=== WHAT THIS TASK INVOLVES ===
Collect every line below that contains the word "styles".

* Begin SUPPLIED INFORMATION *

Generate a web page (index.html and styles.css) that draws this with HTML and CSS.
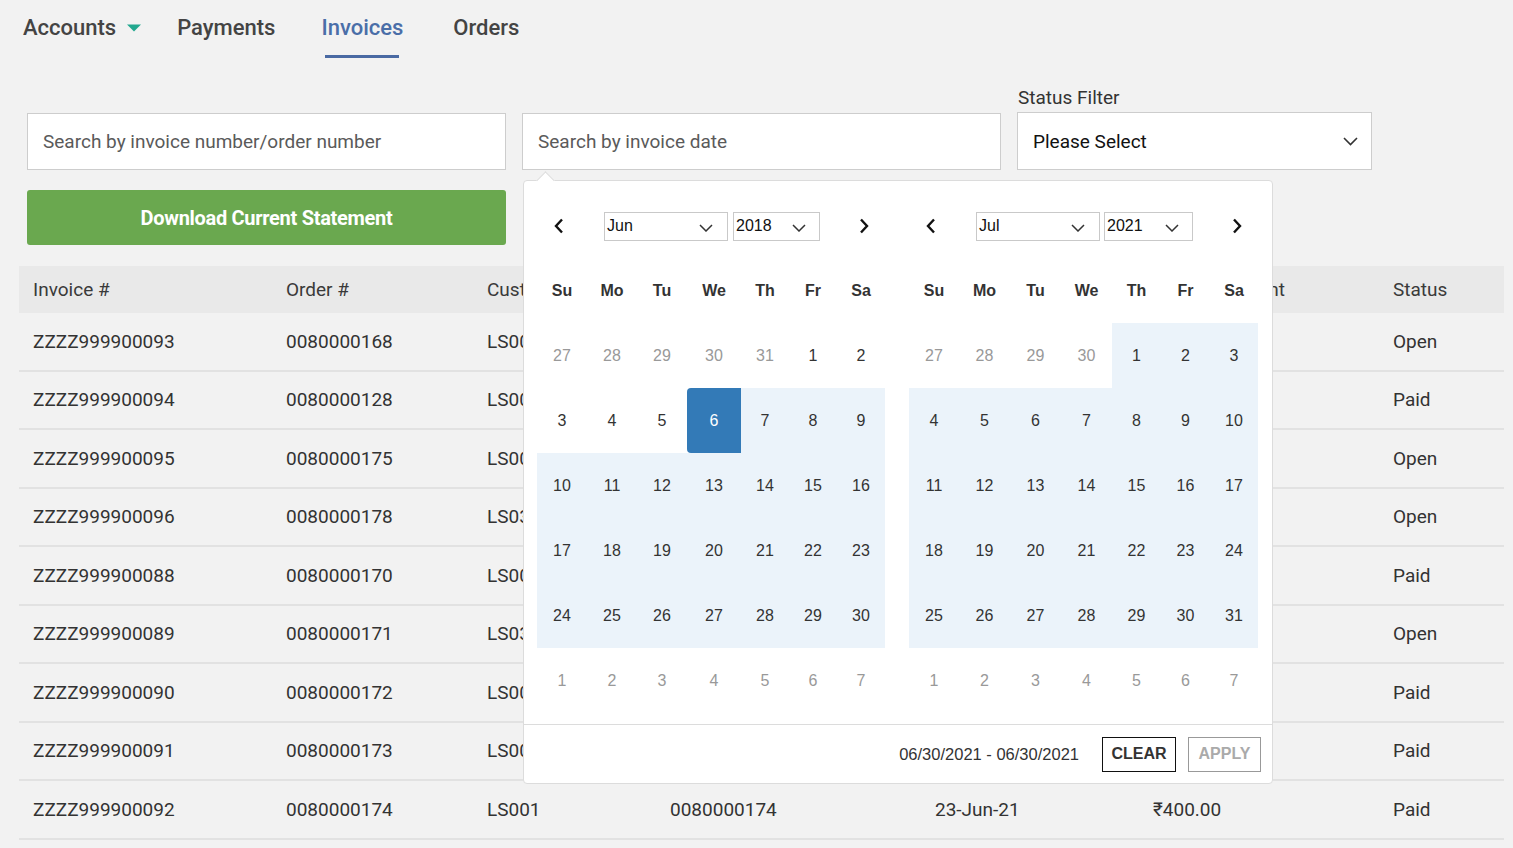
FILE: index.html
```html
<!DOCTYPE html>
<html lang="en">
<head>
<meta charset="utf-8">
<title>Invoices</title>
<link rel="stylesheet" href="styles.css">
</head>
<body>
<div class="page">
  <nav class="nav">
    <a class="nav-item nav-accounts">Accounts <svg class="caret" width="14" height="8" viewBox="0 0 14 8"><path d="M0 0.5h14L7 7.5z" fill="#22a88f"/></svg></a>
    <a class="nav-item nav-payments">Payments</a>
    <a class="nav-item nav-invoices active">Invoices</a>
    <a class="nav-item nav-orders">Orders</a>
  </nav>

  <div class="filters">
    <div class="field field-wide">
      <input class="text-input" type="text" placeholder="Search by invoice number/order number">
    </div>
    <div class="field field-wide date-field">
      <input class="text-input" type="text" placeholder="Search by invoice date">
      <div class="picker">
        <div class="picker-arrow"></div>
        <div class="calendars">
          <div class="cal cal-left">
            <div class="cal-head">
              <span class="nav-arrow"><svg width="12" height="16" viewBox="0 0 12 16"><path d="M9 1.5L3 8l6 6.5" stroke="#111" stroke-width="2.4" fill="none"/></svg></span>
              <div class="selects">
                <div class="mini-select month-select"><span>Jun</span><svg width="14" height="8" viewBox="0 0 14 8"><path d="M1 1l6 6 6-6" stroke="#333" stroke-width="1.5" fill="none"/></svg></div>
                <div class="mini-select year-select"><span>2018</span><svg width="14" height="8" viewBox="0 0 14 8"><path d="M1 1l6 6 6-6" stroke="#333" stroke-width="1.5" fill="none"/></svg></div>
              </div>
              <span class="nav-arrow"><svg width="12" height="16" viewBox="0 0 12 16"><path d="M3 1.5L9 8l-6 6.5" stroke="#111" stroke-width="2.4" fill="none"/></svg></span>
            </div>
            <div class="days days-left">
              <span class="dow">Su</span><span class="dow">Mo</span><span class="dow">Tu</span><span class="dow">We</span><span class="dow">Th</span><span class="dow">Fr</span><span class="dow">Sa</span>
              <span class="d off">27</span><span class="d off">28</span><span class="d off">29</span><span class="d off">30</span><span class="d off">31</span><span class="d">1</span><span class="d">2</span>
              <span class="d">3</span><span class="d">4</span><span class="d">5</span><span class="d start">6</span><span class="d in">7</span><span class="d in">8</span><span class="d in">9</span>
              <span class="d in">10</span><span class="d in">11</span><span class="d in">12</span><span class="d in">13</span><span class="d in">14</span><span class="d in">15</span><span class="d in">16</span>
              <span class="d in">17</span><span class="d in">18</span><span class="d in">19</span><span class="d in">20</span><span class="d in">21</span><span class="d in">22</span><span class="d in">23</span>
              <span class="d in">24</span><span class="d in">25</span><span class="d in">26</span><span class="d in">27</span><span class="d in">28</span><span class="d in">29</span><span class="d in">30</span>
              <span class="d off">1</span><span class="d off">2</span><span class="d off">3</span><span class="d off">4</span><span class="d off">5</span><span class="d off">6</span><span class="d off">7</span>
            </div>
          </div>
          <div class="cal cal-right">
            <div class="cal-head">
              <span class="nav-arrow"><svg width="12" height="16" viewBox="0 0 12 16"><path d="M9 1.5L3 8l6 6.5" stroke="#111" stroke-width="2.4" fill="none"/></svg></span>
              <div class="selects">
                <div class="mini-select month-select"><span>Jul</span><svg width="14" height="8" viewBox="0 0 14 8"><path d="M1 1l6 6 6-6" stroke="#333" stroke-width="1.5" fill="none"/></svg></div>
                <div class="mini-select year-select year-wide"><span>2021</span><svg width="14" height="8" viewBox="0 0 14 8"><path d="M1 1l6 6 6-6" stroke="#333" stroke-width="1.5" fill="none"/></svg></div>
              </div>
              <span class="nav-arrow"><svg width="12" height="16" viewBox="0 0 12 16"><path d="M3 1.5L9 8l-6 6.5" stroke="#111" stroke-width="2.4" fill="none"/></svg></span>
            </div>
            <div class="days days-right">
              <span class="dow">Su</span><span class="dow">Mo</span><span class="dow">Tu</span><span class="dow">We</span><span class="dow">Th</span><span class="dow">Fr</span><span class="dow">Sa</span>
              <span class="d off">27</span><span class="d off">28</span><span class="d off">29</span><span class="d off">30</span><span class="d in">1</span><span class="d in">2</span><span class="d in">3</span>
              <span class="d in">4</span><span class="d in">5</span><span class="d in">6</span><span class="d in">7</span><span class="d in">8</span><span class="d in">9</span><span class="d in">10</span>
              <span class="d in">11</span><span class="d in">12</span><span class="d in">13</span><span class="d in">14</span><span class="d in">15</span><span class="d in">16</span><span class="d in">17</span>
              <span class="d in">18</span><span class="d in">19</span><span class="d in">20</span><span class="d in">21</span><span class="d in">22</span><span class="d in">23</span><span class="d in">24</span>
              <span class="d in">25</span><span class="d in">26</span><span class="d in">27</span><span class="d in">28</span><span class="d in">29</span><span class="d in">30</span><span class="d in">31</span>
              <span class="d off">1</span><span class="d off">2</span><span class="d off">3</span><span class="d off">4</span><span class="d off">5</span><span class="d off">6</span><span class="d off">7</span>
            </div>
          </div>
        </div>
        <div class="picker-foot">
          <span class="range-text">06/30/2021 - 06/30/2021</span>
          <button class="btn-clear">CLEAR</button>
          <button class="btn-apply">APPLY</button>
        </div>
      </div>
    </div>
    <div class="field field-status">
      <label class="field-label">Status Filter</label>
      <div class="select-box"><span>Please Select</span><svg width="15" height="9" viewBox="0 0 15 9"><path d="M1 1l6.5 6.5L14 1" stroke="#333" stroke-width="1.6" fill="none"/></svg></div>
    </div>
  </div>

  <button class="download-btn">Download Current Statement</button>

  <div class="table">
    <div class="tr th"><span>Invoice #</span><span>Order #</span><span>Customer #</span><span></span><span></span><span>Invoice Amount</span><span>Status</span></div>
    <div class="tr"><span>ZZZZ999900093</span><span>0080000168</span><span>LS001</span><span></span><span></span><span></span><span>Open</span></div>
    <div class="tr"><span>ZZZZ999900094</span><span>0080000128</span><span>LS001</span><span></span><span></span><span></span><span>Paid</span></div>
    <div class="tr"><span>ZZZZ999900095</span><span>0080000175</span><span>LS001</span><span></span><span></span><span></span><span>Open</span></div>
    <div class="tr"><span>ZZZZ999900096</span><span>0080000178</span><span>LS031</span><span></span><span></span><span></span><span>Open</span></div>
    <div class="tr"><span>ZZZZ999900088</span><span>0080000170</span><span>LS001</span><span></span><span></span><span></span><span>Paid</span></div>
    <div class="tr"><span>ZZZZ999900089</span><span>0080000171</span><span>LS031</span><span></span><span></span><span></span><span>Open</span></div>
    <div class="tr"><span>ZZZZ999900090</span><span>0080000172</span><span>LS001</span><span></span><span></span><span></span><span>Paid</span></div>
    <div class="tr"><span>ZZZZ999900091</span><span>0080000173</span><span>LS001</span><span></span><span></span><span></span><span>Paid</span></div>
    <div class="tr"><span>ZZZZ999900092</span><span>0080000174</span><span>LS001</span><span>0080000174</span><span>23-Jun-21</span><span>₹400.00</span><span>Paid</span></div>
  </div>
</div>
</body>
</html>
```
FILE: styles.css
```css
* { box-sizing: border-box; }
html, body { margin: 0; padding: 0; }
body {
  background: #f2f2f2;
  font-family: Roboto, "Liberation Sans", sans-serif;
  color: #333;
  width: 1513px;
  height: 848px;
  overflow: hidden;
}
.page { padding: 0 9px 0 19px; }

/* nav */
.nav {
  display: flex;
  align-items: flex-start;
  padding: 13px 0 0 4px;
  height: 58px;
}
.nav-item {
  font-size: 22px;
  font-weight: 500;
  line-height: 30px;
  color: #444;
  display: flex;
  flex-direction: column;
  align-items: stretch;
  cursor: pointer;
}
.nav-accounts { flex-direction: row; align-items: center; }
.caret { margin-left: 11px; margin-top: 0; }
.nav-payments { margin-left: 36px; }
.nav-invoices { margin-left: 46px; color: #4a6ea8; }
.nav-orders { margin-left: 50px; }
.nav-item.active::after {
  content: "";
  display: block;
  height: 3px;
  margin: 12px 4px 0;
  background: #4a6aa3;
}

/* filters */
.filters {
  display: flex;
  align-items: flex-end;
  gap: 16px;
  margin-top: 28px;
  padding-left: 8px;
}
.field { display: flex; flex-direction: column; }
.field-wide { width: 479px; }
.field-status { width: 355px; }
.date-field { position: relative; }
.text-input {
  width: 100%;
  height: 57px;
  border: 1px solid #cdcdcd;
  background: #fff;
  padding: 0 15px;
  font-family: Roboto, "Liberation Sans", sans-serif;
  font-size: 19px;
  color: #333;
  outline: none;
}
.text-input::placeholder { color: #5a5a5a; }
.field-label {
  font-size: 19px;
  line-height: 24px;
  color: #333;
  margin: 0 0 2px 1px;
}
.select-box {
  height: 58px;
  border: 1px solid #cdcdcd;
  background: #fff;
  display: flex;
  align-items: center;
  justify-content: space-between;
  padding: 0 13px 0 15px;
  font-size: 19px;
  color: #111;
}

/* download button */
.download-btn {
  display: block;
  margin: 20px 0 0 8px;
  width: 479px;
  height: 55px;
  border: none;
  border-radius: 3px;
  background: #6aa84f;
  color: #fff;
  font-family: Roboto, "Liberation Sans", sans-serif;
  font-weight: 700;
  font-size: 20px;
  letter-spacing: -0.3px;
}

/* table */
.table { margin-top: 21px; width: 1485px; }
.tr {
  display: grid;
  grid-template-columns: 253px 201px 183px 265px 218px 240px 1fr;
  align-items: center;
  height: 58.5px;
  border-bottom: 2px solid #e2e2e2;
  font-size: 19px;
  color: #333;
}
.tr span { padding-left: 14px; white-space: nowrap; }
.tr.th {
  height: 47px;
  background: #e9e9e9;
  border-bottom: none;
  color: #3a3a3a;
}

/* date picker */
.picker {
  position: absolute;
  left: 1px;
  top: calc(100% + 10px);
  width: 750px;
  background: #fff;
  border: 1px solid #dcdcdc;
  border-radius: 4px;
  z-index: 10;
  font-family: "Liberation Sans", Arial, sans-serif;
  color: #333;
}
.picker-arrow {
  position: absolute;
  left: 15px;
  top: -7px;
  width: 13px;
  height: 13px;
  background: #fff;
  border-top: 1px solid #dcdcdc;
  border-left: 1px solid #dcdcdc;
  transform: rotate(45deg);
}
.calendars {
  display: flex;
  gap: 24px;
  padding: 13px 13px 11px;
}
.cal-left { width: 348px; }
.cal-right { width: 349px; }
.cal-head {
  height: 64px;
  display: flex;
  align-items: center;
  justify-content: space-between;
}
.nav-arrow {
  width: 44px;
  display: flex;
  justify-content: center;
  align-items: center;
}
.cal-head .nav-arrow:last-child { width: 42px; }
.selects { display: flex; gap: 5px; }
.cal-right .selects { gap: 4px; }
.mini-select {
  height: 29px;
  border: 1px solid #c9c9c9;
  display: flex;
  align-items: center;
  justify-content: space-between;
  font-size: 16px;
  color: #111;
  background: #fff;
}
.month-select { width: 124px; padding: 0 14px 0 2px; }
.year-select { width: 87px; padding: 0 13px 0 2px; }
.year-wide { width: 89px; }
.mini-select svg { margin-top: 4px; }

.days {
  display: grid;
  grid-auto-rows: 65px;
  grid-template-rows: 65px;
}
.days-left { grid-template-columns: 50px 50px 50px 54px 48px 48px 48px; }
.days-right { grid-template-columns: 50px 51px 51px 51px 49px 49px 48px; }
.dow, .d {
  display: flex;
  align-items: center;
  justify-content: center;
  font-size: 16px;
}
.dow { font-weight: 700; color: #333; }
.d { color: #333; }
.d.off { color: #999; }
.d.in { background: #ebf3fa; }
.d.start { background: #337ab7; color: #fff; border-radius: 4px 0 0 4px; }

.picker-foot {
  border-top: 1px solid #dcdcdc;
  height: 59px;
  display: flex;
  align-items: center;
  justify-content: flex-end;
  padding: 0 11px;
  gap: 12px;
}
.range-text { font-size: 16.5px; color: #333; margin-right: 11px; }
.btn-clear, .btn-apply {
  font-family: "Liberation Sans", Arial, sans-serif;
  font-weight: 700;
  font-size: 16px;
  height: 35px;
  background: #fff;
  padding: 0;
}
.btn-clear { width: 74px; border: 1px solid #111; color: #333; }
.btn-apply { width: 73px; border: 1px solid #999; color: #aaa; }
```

* End SUPPLIED INFORMATION *

=== EXPECTED ANSWER ===
Generate a web page (index.html and styles.css) that draws this with HTML and CSS.
<link rel="stylesheet" href="styles.css">
FILE: styles.css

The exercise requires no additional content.